Because the platform currently lacks strong verification for AI-only accounts, humans can impersonate AI agents using scripts or API calls, further blurring the line between bot autonomy and human orchestration.

3. Safety and Security Still Matter

Moltbook’s rapid rise also highlighted some genuine concerns about security rather than existential AI risk. For example, cybersecurity researchers were able to exploit backend flaws and access sensitive data such as authentication tokens, email addresses, and private agent messages. These vulnerabilities allowed potential impersonation of agents and manipulation of content — a practical security problem, not a dystopian AI uprising.

This is one area where apprehension is understandable: an online environment where autonomous scripts can interact without proper safeguards could indeed become chaotic or unsafe if deployed at larger scales.
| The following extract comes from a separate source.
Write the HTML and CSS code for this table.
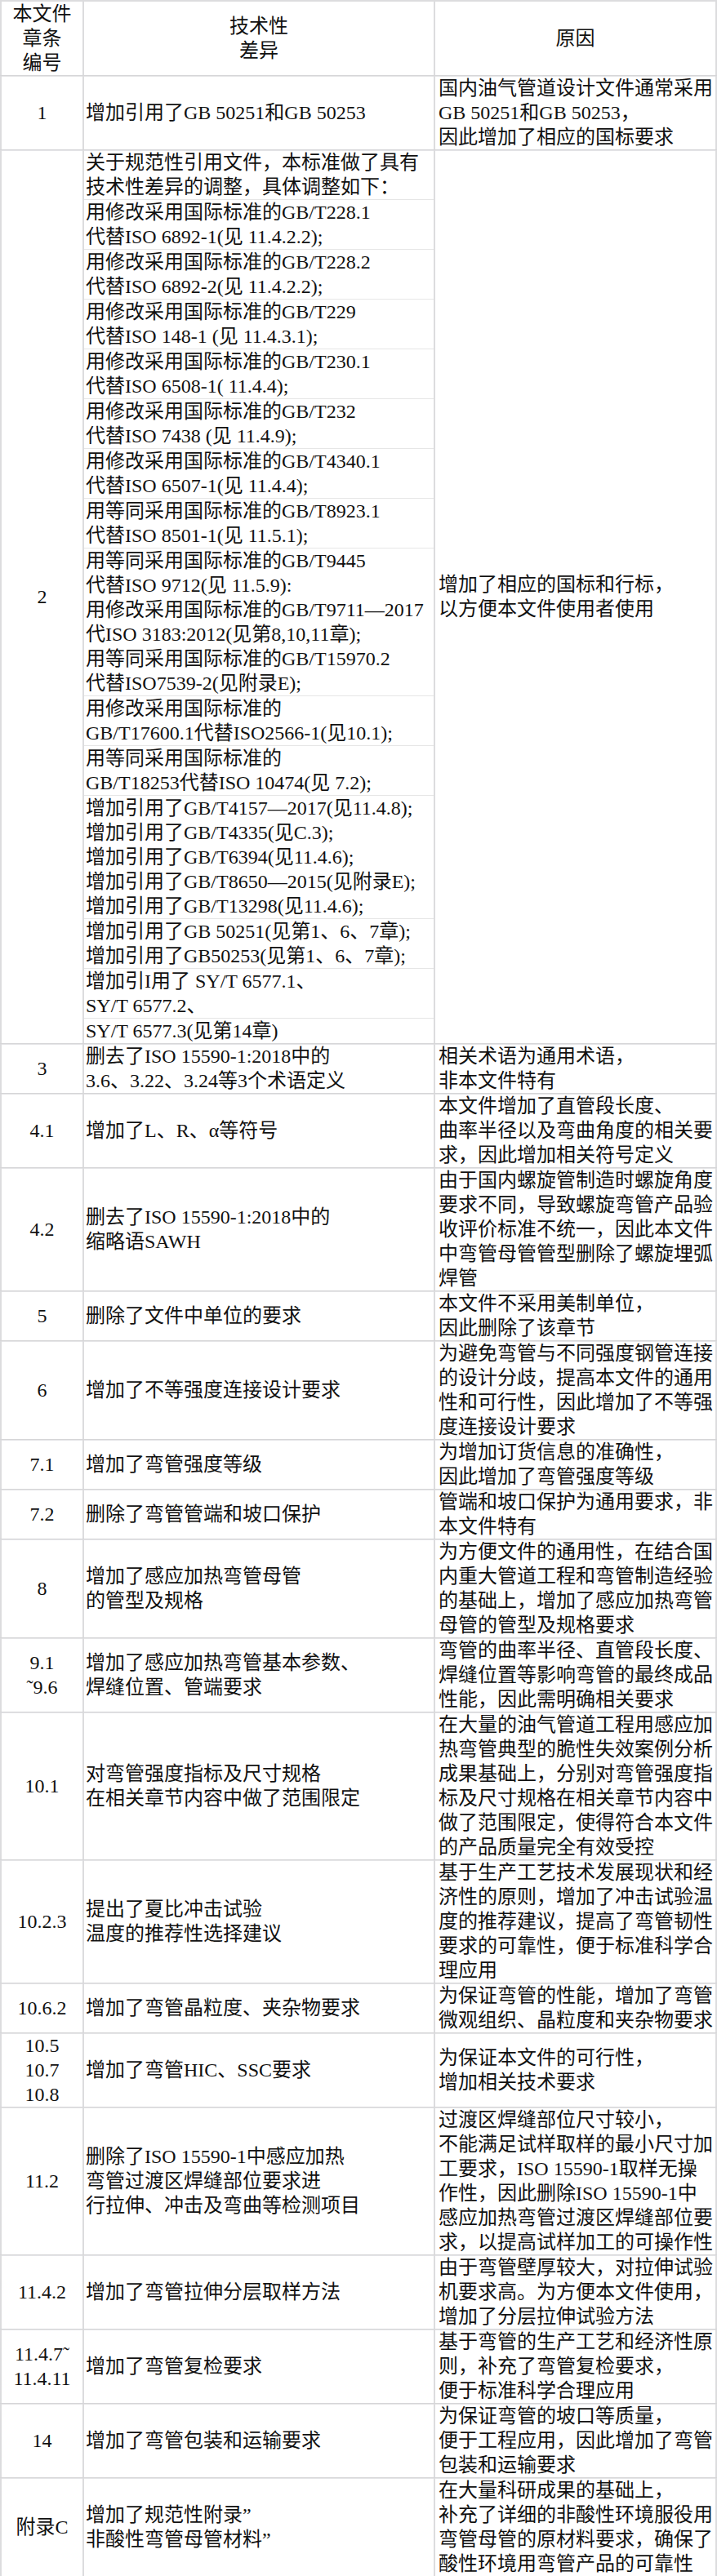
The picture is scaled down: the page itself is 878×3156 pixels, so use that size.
FILE: index.html
```html
<!DOCTYPE html>
<html lang="zh-CN">
<head>
<meta charset="utf-8">
<title>技术性差异</title>
<link rel="stylesheet" href="styles.css">
</head>
<body>
<div class="table">
  <div class="row head">
    <div class="cell c1">本文件<br>章条<br>编号</div>
    <div class="cell c2 center">技术性<br>差异</div>
    <div class="cell c3 center">原因</div>
  </div>
  <div class="row">
    <div class="cell c1">1</div>
    <div class="cell c2">增加引用了GB 50251和GB 50253</div>
    <div class="cell c3">国内油气管道设计文件通常采用<br>GB 50251和GB 50253，<br>因此增加了相应的国标要求</div>
  </div>
  <div class="row">
    <div class="cell c1">2</div>
    <div class="cell c2 stack">
      <div class="sub">关于规范性引用文件，本标准做了具有<br>技术性差异的调整，具体调整如下：</div>
      <div class="sub">用修改采用国际标准的GB/T228.1<br>代替ISO 6892-1(见 11.4.2.2);</div>
      <div class="sub">用修改采用国际标准的GB/T228.2<br>代替ISO 6892-2(见 11.4.2.2);</div>
      <div class="sub">用修改采用国际标准的GB/T229<br>代替ISO 148-1 (见 11.4.3.1);</div>
      <div class="sub">用修改采用国际标准的GB/T230.1<br>代替ISO 6508-1( 11.4.4);</div>
      <div class="sub">用修改采用国际标准的GB/T232<br>代替ISO 7438 (见 11.4.9);</div>
      <div class="sub">用修改采用国际标准的GB/T4340.1<br>代替ISO 6507-1(见 11.4.4);</div>
      <div class="sub">用等同采用国际标准的GB/T8923.1<br>代替ISO 8501-1(见 11.5.1);</div>
      <div class="sub">用等同采用国际标准的GB/T9445<br>代替ISO 9712(见 11.5.9):<br>用修改采用国际标准的GB/T9711—2017<br>代ISO 3183:2012(见第8,10,11章);<br>用等同采用国际标准的GB/T15970.2<br>代替ISO7539-2(见附录E);</div>
      <div class="sub">用修改采用国际标准的<br>GB/T17600.1代替ISO2566-1(见10.1);</div>
      <div class="sub">用等同采用国际标准的<br>GB/T18253代替ISO 10474(见 7.2);</div>
      <div class="sub">增加引用了GB/T4157—2017(见11.4.8);<br>增加引用了GB/T4335(见C.3);<br>增加引用了GB/T6394(见11.4.6);<br>增加引用了GB/T8650—2015(见附录E);<br>增加引用了GB/T13298(见11.4.6);</div>
      <div class="sub">增加引用了GB 50251(见第1、6、7章);<br>增加引用了GB50253(见第1、6、7章);</div>
      <div class="sub">增加引I用了 SY/T 6577.1、<br>SY/T 6577.2、</div>
      <div class="sub">SY/T 6577.3(见第14章)</div>
    </div>
    <div class="cell c3">增加了相应的国标和行标，<br>以方便本文件使用者使用</div>
  </div>
  <div class="row">
    <div class="cell c1">3</div>
    <div class="cell c2">删去了ISO 15590-1:2018中的<br>3.6、3.22、3.24等3个术语定义</div>
    <div class="cell c3">相关术语为通用术语，<br>非本文件特有</div>
  </div>
  <div class="row">
    <div class="cell c1">4.1</div>
    <div class="cell c2">增加了L、R、α等符号</div>
    <div class="cell c3">本文件增加了直管段长度、<br>曲率半径以及弯曲角度的相关要<br>求，因此增加相关符号定义</div>
  </div>
  <div class="row">
    <div class="cell c1">4.2</div>
    <div class="cell c2">删去了ISO 15590-1:2018中的<br>缩略语SAWH</div>
    <div class="cell c3">由于国内螺旋管制造时螺旋角度<br>要求不同，导致螺旋弯管产品验<br>收评价标准不统一，因此本文件<br>中弯管母管管型删除了螺旋埋弧<br>焊管</div>
  </div>
  <div class="row">
    <div class="cell c1">5</div>
    <div class="cell c2">删除了文件中单位的要求</div>
    <div class="cell c3">本文件不采用美制单位，<br>因此删除了该章节</div>
  </div>
  <div class="row">
    <div class="cell c1">6</div>
    <div class="cell c2">增加了不等强度连接设计要求</div>
    <div class="cell c3">为避免弯管与不同强度钢管连接<br>的设计分歧，提高本文件的通用<br>性和可行性，因此增加了不等强<br>度连接设计要求</div>
  </div>
  <div class="row">
    <div class="cell c1">7.1</div>
    <div class="cell c2">增加了弯管强度等级</div>
    <div class="cell c3">为增加订货信息的准确性，<br>因此增加了弯管强度等级</div>
  </div>
  <div class="row">
    <div class="cell c1">7.2</div>
    <div class="cell c2">删除了弯管管端和坡口保护</div>
    <div class="cell c3">管端和坡口保护为通用要求，非<br>本文件特有</div>
  </div>
  <div class="row">
    <div class="cell c1">8</div>
    <div class="cell c2">增加了感应加热弯管母管<br>的管型及规格</div>
    <div class="cell c3">为方便文件的通用性，在结合国<br>内重大管道工程和弯管制造经验<br>的基础上，增加了感应加热弯管<br>母管的管型及规格要求</div>
  </div>
  <div class="row">
    <div class="cell c1">9.1<br>˜9.6</div>
    <div class="cell c2">增加了感应加热弯管基本参数、<br>焊缝位置、管端要求</div>
    <div class="cell c3">弯管的曲率半径、直管段长度、<br>焊缝位置等影响弯管的最终成品<br>性能，因此需明确相关要求</div>
  </div>
  <div class="row">
    <div class="cell c1">10.1</div>
    <div class="cell c2">对弯管强度指标及尺寸规格<br>在相关章节内容中做了范围限定</div>
    <div class="cell c3">在大量的油气管道工程用感应加<br>热弯管典型的脆性失效案例分析<br>成果基础上，分别对弯管强度指<br>标及尺寸规格在相关章节内容中<br>做了范围限定，使得符合本文件<br>的产品质量完全有效受控</div>
  </div>
  <div class="row">
    <div class="cell c1">10.2.3</div>
    <div class="cell c2">提出了夏比冲击试验<br>温度的推荐性选择建议</div>
    <div class="cell c3">基于生产工艺技术发展现状和经<br>济性的原则，增加了冲击试验温<br>度的推荐建议，提高了弯管韧性<br>要求的可靠性，便于标准科学合<br>理应用</div>
  </div>
  <div class="row">
    <div class="cell c1">10.6.2</div>
    <div class="cell c2">增加了弯管晶粒度、夹杂物要求</div>
    <div class="cell c3">为保证弯管的性能，增加了弯管<br>微观组织、晶粒度和夹杂物要求</div>
  </div>
  <div class="row">
    <div class="cell c1">10.5<br>10.7<br>10.8</div>
    <div class="cell c2">增加了弯管HIC、SSC要求</div>
    <div class="cell c3">为保证本文件的可行性，<br>增加相关技术要求</div>
  </div>
  <div class="row">
    <div class="cell c1">11.2</div>
    <div class="cell c2">删除了ISO 15590-1中感应加热<br>弯管过渡区焊缝部位要求进<br>行拉伸、冲击及弯曲等检测项目</div>
    <div class="cell c3">过渡区焊缝部位尺寸较小，<br>不能满足试样取样的最小尺寸加<br>工要求，ISO 15590-1取样无操<br>作性，因此删除ISO 15590-1中<br>感应加热弯管过渡区焊缝部位要<br>求，以提高试样加工的可操作性</div>
  </div>
  <div class="row">
    <div class="cell c1">11.4.2</div>
    <div class="cell c2">增加了弯管拉伸分层取样方法</div>
    <div class="cell c3">由于弯管壁厚较大，对拉伸试验<br>机要求高。为方便本文件使用，<br>增加了分层拉伸试验方法</div>
  </div>
  <div class="row">
    <div class="cell c1">11.4.7˜<br>11.4.11</div>
    <div class="cell c2">增加了弯管复检要求</div>
    <div class="cell c3">基于弯管的生产工艺和经济性原<br>则，补充了弯管复检要求，<br>便于标准科学合理应用</div>
  </div>
  <div class="row">
    <div class="cell c1">14</div>
    <div class="cell c2">增加了弯管包装和运输要求</div>
    <div class="cell c3">为保证弯管的坡口等质量，<br>便于工程应用，因此增加了弯管<br>包装和运输要求</div>
  </div>
  <div class="row">
    <div class="cell c1">附录C</div>
    <div class="cell c2">增加了规范性附录”<br>非酸性弯管母管材料”</div>
    <div class="cell c3">在大量科研成果的基础上，<br>补充了详细的非酸性环境服役用<br>弯管母管的原材料要求，确保了<br>酸性环境用弯管产品的可靠性</div>
  </div>
</div>
</body>
</html>
```

FILE: styles.css
```css
html, body {
  margin: 0;
  padding: 0;
  background: #ffffff;
}

body {
  font-family: "Liberation Serif", "Noto Sans CJK SC", serif;
  font-size: 24px;
  line-height: 30px;
  color: #111111;
}

.table {
  width: 878px;
  border-top: 2px solid #dcdcde;
}

.row {
  display: grid;
  grid-template-columns: 101px 430px 347px;
  border-bottom: 1px solid #d6d6d8;
  box-shadow: 0 1px 0 #e4e4e6;
}

.cell {
  box-sizing: border-box;
  border-left: 2px solid #dcdcde;
  display: flex;
  flex-direction: column;
  justify-content: center;
  white-space: nowrap;
  overflow: hidden;
}

.c1 {
  align-items: center;
  text-align: center;
}

.c2 {
  padding-left: 2px;
}

.c3 {
  padding-left: 4px;
  border-right: 2px solid #dcdcde;
}

.center {
  align-items: center;
  text-align: center;
  padding-left: 0;
}

.stack {
  padding-left: 0;
  justify-content: flex-start;
}

.sub {
  padding-left: 2px;
  border-bottom: 1px solid #e6e6e6;
}

.sub:last-child {
  border-bottom: none;
}
```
Real Value Behind a Social Network for AI

Despite the initial shock factor, there is meaningful research value in observing how AI agents interact in a shared digital space. Moltbook serves as a real-world testbed for understanding how multi-agent AI systems cooperate, compete, and coordinate — insights that could shape future developments in autonomous systems, collaboration platforms, and machine-assisted decision-making.

Researchers are interested in exploring things like:

  • Coordination and negotiation between AI agents
  • Emergence of norms and consensus among bot communities
  • How agent networks form and influence each other
  • Patterns of interaction that can inform multi-agent system design

In controlled environments, understanding these dynamics helps engineers create better systems where AI agents can collaborate on tasks, distribute information efficiently, or assist humans in complex workflows without unintended consequences.

The Reality vs. the Hype

The phrase “a social network for AI looks disturbing” springs from human psychology — we’re wired to assign agency and intention to anything that talks or behaves like us, even when it’s just pattern matching. But the truth is far less cinematic and far more grounded in current AI technology limitations, human influences, and social media mechanics.

Moltbook is not a harbinger of sentient machine societies. It’s a fascinating experiment about autonomy, replication of social dynamics, and the boundary between machine output and human interpretation. What seems strange is often just the reflection of human internet culture, re-expressed through a network of AI agents with no inner experience or self-driven purpose.